I can't believe no one suggested the Netherlands yet. They have a special treaty to help Americans set up businesses there on relatively low capital, in exchange for one year residency. Residency is renewable on showing that the business is working out and you still have money invested in it. This scheme is called the Dutch-American Friendship Treaty, and after much investigation, I concluded it was the best way to move to Europe. (Then I got transferred for work.)

They're so-so on immigration-friendliness otherwise, but are all-good on the English-speaking front and liberal ways.

Grad school is another good option especially if you want to study things that would otherwise require 5-digits of loans in the US.
posted by whatzit at 1:24 PM on January 28, 2011 [1 favorite]

Come to Canada. Honestly. What you will find here: stable economy, friendly people, painfully (happily) bland politics, clean and safe cities. What you won't find: punitively high taxes (despite what American media may have led you to believe), ghettos, populist anti-immigration sentiment, cable news.

Canada is like the States but without the testosterone.

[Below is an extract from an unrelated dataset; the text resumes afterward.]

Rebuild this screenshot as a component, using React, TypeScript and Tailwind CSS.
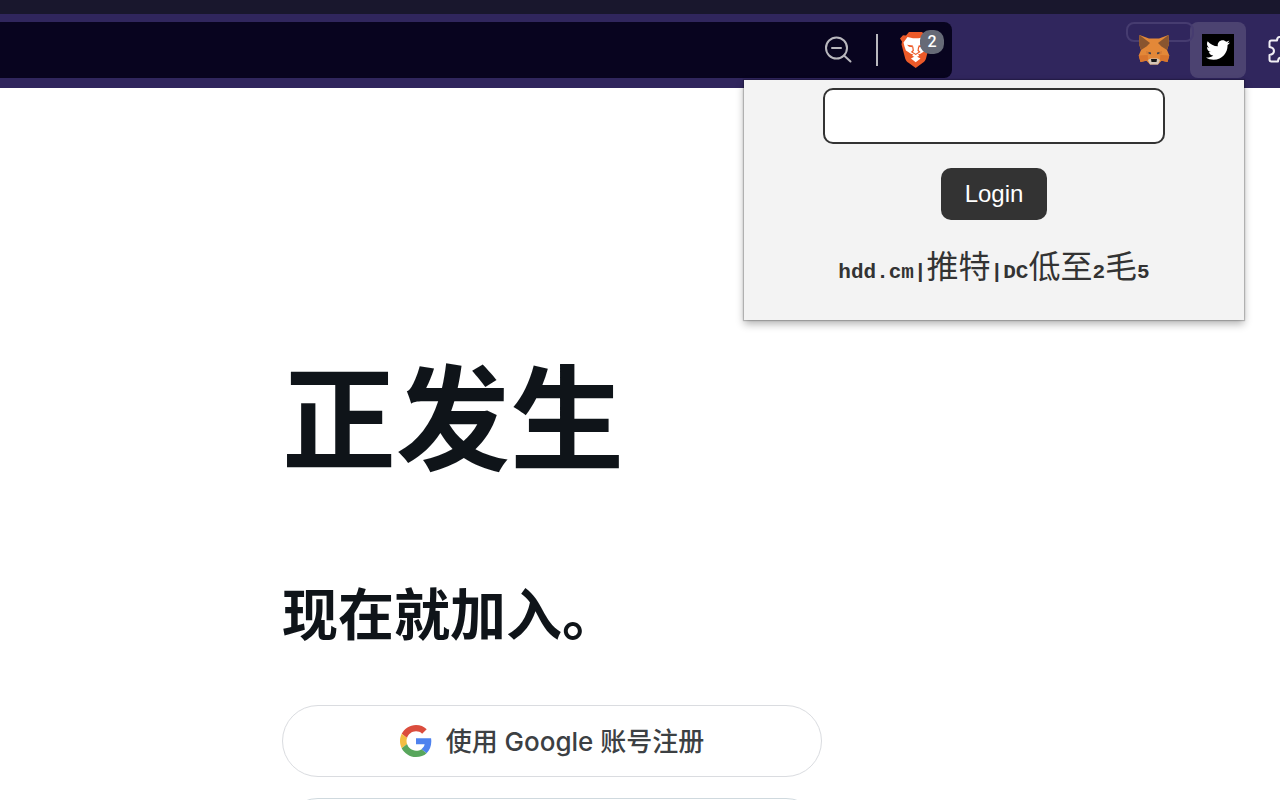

As for which cities are best, Ottawa is incredibly...pleasant. Montreal is cool, but if you don't speak French it can be difficult at times. Toronto ain't bad. Vancouver will cost you a fortune. Halifax is extremely awesome. And don't listen to Alberta haters. They tend to be people who've never actually visited. Calgary is far more cosmopolitan than anyone would like to admit.

If you have dual citizenship I can't see why you wouldn't come up here.
posted by fso at 4:22 PM on January 28, 2011 [1 favorite]

Oooooh... Canada! Grad school is really cheap in Canada (at least for Library Science). Stick w/Canada - you'll appreciate being to come back and visit easily!